What is needed
Search the listing below for the string "components" and copy every line where it occurs.

# start of Listed entries

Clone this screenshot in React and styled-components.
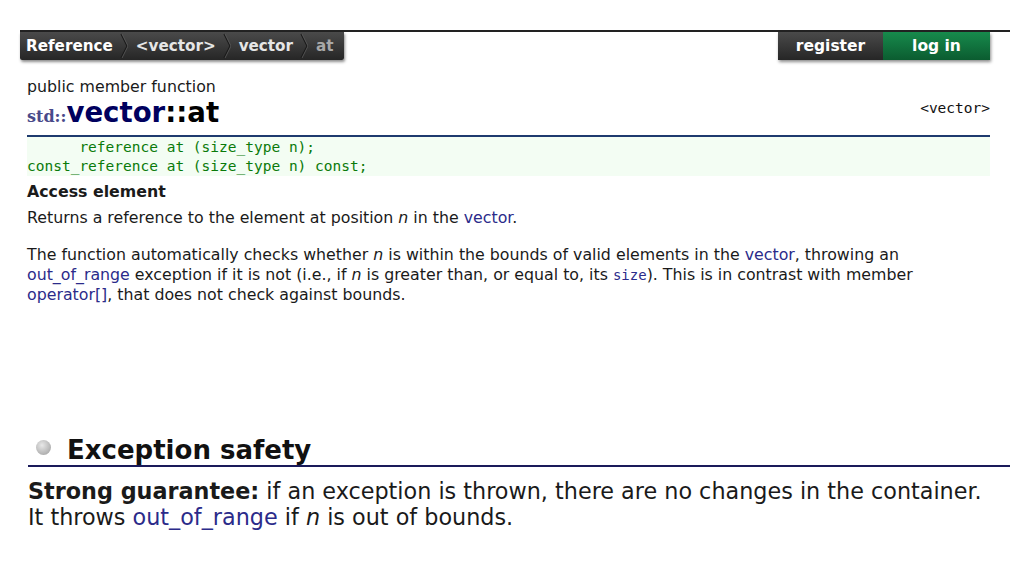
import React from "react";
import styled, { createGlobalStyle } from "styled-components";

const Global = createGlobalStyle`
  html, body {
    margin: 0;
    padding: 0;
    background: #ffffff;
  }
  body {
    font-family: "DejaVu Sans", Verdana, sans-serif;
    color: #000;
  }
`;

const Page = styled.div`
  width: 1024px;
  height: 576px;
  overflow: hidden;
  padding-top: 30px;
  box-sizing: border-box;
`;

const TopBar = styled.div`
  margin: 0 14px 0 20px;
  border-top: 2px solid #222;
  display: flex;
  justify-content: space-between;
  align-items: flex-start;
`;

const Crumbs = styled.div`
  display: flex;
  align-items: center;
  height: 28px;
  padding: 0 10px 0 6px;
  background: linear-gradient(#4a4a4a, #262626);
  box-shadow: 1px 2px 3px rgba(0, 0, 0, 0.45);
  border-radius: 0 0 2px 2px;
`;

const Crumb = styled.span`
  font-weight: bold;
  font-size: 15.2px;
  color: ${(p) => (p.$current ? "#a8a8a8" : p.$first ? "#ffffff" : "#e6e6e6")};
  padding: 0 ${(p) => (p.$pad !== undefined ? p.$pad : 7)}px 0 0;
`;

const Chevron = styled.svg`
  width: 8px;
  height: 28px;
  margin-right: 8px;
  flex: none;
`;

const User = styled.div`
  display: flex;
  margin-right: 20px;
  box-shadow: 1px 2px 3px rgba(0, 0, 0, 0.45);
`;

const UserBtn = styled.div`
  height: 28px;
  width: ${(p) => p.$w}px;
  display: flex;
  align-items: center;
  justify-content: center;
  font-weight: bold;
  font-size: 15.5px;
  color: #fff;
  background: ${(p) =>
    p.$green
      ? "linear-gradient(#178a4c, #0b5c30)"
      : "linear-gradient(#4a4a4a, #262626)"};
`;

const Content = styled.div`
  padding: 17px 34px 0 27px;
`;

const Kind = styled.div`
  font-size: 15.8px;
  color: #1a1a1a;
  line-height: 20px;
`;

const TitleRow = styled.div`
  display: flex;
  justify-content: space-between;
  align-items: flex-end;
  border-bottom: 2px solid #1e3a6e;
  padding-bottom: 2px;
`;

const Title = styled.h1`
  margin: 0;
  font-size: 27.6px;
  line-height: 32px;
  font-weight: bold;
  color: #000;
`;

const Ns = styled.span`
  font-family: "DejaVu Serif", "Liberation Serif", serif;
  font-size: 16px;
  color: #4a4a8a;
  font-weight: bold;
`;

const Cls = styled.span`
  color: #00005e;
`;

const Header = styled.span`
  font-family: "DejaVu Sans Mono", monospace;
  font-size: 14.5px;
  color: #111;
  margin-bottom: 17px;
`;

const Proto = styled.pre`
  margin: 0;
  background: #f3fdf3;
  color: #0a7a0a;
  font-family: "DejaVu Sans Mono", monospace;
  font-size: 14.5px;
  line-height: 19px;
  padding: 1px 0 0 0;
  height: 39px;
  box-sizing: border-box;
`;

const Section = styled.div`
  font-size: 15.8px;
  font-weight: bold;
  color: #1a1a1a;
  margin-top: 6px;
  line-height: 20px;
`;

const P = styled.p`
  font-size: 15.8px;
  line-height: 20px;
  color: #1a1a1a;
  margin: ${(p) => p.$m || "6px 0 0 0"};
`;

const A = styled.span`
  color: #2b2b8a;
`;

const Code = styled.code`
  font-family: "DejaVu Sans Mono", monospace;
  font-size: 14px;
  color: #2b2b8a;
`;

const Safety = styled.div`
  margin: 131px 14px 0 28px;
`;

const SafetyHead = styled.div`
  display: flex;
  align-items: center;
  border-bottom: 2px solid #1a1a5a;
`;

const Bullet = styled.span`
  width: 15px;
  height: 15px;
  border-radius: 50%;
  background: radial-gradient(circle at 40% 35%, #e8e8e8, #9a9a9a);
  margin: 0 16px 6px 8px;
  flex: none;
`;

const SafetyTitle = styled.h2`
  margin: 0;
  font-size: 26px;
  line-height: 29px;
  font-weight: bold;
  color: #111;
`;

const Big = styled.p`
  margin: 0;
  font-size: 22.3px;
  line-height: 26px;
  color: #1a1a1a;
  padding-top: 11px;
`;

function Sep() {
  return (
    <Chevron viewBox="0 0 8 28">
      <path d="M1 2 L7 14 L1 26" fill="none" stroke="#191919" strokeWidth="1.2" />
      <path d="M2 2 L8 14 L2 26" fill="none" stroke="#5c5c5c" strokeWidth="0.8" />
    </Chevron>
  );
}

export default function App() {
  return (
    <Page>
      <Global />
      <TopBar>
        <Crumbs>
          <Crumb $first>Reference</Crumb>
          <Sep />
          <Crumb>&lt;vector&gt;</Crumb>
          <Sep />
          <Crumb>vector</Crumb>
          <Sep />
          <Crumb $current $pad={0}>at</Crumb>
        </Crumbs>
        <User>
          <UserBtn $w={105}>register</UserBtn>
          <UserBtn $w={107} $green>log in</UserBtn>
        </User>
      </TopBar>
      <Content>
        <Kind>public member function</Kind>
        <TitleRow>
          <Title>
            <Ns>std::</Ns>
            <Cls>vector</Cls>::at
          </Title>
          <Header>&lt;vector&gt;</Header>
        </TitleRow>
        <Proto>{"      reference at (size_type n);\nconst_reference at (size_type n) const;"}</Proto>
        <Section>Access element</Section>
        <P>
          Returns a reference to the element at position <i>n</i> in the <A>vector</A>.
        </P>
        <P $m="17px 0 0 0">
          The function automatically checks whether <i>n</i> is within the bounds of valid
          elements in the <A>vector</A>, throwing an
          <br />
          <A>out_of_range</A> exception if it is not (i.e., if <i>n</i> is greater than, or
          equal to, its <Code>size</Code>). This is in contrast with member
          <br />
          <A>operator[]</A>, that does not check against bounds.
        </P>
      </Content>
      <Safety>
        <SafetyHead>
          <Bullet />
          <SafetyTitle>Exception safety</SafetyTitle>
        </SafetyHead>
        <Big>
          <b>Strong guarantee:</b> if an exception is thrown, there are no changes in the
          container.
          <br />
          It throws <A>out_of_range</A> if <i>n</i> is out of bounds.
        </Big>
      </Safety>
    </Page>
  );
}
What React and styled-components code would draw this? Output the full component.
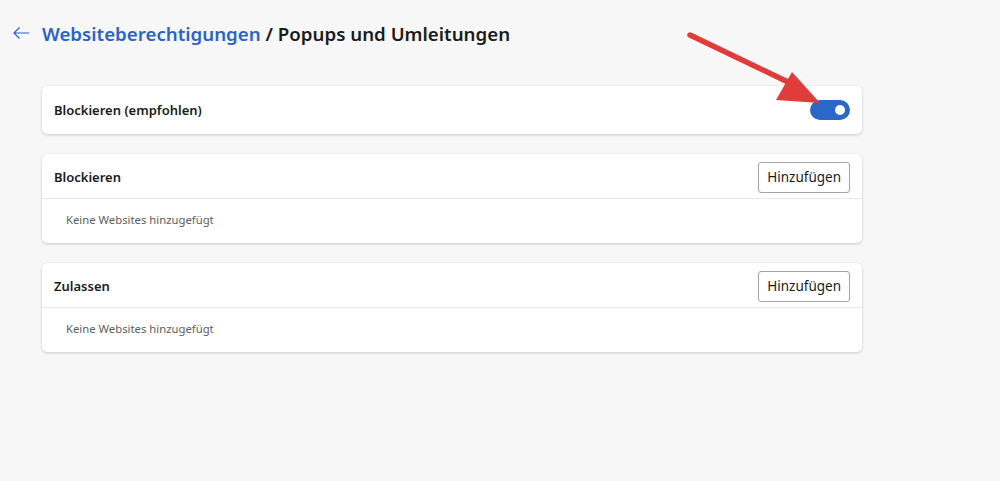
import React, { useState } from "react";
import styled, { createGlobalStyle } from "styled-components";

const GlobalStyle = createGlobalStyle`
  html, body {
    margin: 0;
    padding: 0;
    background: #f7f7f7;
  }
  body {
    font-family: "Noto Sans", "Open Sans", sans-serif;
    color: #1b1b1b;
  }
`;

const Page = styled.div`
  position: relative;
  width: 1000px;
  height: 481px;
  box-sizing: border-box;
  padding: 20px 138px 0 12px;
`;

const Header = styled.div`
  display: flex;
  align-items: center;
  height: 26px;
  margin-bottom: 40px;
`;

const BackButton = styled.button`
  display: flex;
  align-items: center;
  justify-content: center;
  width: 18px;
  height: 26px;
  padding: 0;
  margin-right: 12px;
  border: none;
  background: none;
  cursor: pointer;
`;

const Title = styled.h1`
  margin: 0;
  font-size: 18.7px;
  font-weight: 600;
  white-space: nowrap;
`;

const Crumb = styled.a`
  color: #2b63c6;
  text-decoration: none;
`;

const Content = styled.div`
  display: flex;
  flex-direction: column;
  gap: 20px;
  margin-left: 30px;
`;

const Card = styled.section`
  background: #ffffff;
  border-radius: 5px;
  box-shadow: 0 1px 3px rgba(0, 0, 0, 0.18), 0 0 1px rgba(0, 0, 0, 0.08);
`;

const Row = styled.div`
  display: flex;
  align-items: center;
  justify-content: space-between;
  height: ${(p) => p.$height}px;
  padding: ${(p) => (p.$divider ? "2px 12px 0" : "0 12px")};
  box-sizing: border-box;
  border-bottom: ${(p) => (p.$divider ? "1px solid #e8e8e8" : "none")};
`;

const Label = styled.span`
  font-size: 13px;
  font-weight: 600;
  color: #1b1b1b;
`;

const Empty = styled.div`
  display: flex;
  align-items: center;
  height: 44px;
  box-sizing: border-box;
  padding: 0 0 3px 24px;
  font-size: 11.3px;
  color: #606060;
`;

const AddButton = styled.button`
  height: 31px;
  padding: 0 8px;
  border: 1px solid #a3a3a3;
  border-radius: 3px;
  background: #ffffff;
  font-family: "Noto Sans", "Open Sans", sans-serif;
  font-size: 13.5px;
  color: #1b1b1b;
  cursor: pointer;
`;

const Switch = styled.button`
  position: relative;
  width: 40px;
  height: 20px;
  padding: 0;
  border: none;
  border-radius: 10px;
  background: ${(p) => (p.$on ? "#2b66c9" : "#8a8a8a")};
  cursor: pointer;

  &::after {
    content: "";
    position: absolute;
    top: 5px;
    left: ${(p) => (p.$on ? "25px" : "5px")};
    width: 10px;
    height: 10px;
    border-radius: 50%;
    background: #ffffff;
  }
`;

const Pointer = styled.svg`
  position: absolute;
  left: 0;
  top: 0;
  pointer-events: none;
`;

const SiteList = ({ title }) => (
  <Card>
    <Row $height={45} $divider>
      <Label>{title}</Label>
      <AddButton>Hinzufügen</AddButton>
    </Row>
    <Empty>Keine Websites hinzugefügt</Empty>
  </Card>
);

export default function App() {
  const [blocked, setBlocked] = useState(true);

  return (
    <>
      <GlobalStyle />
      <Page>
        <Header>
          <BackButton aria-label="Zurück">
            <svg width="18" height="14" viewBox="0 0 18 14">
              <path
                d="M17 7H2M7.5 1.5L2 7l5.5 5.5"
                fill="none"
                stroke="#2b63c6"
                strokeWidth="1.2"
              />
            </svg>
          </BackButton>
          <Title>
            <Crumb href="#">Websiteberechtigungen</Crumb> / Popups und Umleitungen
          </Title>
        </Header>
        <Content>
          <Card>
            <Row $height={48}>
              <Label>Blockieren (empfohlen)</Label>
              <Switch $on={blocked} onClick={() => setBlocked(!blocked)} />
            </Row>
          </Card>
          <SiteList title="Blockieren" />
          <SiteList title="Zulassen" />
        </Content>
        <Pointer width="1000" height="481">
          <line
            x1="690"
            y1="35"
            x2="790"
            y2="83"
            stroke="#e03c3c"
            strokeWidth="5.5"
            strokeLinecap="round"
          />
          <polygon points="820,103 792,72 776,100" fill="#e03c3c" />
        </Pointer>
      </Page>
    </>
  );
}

# end of Listed entries

The answer
Clone this screenshot in React and styled-components.
import styled, { createGlobalStyle } from "styled-components";
What React and styled-components code would draw this? Output the full component.
import styled, { createGlobalStyle } from "styled-components";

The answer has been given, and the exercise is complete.